Material shown:
■ ■ ■

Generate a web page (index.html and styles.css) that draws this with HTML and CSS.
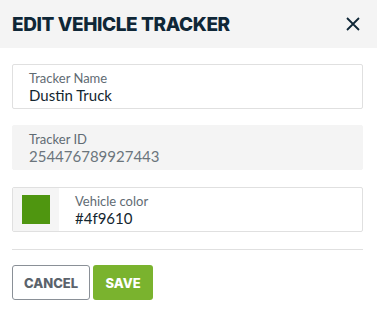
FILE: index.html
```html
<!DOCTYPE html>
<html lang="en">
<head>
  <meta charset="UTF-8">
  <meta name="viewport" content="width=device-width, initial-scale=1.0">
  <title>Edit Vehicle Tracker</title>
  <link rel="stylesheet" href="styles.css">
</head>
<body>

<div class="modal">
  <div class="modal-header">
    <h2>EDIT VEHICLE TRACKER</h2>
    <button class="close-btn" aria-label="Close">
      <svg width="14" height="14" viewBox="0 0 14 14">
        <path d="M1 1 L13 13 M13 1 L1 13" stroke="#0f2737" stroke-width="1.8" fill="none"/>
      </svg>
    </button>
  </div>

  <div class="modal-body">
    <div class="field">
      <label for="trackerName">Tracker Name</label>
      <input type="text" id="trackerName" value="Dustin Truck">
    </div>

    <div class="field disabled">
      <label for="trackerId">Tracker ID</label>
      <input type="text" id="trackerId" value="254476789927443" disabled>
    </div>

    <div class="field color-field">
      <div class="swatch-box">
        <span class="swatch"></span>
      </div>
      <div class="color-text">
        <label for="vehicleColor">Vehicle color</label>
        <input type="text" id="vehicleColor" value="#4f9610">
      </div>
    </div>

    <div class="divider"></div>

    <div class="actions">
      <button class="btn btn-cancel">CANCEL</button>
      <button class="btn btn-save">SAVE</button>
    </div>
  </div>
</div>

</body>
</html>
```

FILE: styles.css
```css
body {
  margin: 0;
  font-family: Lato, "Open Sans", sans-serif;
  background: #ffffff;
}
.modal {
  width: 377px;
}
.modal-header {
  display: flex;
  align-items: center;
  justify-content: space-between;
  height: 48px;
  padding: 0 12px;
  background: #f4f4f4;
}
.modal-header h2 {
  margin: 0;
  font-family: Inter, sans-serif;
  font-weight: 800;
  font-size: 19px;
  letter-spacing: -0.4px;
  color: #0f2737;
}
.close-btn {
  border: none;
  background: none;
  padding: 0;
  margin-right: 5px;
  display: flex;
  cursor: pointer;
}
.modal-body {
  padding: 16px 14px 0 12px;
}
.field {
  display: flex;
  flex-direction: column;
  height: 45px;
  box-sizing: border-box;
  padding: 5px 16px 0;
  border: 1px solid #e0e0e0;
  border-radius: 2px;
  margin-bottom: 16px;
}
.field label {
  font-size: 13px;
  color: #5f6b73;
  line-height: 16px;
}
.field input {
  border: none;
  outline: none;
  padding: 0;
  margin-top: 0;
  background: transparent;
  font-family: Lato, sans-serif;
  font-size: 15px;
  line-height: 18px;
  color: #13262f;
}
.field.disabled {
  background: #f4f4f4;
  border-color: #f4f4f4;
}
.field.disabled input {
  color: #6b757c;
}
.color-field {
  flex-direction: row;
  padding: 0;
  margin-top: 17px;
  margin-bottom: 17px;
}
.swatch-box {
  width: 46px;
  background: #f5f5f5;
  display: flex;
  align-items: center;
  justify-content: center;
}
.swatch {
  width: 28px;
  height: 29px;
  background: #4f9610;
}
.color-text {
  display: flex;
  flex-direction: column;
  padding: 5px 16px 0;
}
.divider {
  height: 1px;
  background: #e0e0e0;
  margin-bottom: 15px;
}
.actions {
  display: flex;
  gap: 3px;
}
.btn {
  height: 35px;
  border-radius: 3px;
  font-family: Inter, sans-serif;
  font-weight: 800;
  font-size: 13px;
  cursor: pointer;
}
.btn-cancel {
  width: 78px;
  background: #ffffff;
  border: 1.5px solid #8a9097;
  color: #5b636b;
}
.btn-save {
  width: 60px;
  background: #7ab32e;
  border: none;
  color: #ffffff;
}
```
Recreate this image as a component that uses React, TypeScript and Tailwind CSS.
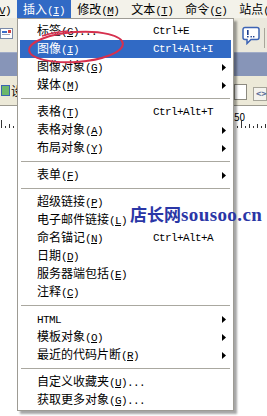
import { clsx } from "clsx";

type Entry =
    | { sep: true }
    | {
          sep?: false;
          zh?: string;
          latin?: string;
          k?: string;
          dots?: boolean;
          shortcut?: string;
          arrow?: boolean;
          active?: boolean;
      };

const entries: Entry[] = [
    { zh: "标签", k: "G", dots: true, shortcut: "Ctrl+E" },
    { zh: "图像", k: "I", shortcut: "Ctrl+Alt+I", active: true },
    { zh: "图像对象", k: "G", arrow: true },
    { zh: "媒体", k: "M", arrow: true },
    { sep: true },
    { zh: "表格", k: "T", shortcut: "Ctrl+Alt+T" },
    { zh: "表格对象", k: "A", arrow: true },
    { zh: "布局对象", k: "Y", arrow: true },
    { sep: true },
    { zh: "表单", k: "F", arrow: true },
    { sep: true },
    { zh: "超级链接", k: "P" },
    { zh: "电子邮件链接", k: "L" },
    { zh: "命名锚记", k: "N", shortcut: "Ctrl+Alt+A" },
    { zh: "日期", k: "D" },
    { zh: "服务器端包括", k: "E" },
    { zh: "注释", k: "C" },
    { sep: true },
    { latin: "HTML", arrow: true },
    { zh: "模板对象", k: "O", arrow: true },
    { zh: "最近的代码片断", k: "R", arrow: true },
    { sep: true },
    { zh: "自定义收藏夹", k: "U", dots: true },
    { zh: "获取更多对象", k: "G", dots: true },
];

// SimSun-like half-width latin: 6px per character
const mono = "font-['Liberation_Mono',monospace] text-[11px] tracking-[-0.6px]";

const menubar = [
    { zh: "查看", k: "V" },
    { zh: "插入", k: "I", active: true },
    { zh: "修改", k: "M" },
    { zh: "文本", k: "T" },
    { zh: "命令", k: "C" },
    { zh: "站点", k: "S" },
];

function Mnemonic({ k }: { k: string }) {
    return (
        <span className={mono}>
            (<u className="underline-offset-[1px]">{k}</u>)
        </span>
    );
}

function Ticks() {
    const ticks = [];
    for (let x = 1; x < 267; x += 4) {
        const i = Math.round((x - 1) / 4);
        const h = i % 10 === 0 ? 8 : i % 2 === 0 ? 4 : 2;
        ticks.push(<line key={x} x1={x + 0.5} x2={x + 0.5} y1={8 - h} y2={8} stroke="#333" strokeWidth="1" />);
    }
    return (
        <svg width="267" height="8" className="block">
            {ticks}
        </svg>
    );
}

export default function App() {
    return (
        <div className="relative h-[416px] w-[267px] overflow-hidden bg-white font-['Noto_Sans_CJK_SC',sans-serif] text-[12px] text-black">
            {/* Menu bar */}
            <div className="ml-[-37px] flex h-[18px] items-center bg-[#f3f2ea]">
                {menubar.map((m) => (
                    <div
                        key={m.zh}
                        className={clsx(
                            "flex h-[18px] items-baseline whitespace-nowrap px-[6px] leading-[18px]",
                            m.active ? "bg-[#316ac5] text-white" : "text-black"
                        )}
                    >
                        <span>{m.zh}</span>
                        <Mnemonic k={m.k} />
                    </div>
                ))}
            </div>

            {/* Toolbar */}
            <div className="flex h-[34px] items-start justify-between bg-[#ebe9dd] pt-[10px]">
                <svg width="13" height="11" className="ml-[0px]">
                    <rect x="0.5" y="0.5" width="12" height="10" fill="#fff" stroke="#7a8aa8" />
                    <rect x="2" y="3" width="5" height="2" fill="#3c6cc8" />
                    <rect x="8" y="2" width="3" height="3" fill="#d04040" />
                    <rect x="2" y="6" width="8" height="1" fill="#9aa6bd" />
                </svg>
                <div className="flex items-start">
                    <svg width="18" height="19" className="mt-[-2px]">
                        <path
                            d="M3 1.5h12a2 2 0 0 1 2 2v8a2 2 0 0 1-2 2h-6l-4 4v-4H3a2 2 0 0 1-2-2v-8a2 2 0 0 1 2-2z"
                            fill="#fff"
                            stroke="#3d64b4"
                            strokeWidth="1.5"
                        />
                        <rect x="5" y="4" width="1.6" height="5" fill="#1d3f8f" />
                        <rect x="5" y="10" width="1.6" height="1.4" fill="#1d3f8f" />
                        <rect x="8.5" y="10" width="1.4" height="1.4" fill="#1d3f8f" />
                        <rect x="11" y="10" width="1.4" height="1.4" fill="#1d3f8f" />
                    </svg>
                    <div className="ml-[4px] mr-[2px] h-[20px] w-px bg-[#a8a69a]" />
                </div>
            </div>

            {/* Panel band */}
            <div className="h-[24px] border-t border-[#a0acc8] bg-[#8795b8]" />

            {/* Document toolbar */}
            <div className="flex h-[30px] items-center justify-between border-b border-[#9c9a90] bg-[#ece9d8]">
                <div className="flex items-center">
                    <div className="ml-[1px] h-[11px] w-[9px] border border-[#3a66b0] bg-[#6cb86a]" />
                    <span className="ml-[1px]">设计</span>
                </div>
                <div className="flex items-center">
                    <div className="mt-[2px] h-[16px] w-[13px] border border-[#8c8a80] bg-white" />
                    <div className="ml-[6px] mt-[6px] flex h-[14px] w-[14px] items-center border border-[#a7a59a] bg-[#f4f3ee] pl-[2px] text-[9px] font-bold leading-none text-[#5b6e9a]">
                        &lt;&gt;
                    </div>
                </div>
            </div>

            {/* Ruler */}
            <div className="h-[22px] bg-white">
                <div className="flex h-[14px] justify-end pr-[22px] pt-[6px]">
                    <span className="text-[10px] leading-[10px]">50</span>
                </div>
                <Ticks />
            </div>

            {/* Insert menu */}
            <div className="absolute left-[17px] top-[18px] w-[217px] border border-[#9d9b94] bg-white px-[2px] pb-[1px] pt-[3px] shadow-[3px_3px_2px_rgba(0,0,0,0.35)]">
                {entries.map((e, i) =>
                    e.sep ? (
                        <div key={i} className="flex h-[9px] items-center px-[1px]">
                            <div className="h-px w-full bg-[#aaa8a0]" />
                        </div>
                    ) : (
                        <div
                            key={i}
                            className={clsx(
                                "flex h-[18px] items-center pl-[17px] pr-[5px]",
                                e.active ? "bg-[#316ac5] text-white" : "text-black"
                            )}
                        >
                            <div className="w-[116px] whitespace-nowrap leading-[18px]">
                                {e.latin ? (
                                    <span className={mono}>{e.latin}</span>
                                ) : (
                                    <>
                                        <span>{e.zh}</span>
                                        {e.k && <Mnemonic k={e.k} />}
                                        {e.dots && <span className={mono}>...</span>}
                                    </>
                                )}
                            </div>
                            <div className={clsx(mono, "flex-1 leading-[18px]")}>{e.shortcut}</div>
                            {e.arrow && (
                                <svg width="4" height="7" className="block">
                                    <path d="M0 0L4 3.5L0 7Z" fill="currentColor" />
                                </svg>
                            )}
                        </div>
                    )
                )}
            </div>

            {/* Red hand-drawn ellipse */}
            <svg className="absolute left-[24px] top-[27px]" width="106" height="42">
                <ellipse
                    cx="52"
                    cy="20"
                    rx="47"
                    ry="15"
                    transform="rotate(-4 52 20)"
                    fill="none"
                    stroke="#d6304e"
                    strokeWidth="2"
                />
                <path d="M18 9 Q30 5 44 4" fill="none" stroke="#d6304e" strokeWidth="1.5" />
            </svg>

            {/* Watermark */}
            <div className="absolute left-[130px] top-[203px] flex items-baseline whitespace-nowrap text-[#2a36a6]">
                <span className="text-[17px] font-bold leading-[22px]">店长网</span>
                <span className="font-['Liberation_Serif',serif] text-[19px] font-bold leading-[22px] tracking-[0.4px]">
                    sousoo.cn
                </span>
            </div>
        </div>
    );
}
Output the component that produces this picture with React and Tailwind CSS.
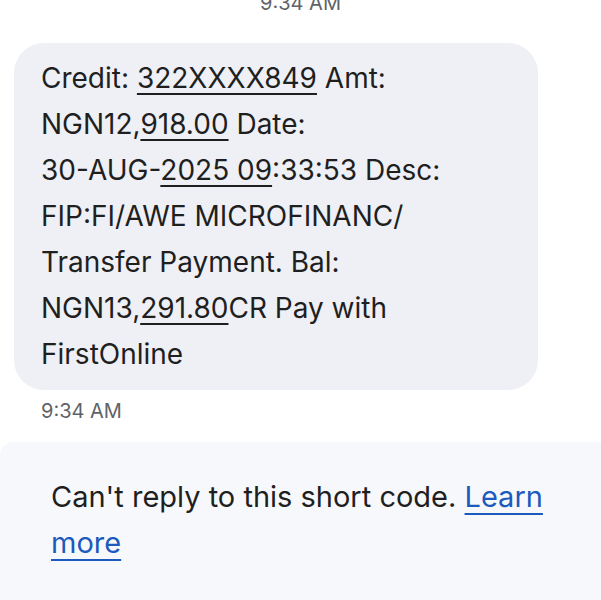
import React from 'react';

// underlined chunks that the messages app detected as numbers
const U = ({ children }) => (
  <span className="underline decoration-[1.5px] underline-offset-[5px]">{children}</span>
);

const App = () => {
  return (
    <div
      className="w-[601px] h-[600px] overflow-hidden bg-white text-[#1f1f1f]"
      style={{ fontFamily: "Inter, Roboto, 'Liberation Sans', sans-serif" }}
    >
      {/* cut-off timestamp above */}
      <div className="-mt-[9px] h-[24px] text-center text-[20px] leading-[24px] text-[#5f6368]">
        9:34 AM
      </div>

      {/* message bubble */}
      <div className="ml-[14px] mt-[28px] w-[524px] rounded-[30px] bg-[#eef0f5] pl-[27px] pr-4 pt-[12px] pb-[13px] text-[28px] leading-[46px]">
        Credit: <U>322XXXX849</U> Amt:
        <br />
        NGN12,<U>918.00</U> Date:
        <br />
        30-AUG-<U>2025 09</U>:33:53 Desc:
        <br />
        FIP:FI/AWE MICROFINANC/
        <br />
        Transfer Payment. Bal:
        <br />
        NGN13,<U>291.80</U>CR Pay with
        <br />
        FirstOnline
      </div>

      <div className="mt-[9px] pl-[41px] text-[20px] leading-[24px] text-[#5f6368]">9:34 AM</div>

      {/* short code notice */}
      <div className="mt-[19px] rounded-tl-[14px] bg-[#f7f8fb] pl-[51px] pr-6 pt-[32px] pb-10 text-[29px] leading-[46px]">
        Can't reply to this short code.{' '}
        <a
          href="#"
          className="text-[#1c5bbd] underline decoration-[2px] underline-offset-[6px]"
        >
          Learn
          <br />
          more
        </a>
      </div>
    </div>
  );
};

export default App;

■ ■ ■

Set exercise:
Report only the number of lines that hold the string "component" in this listing.

Written response:
2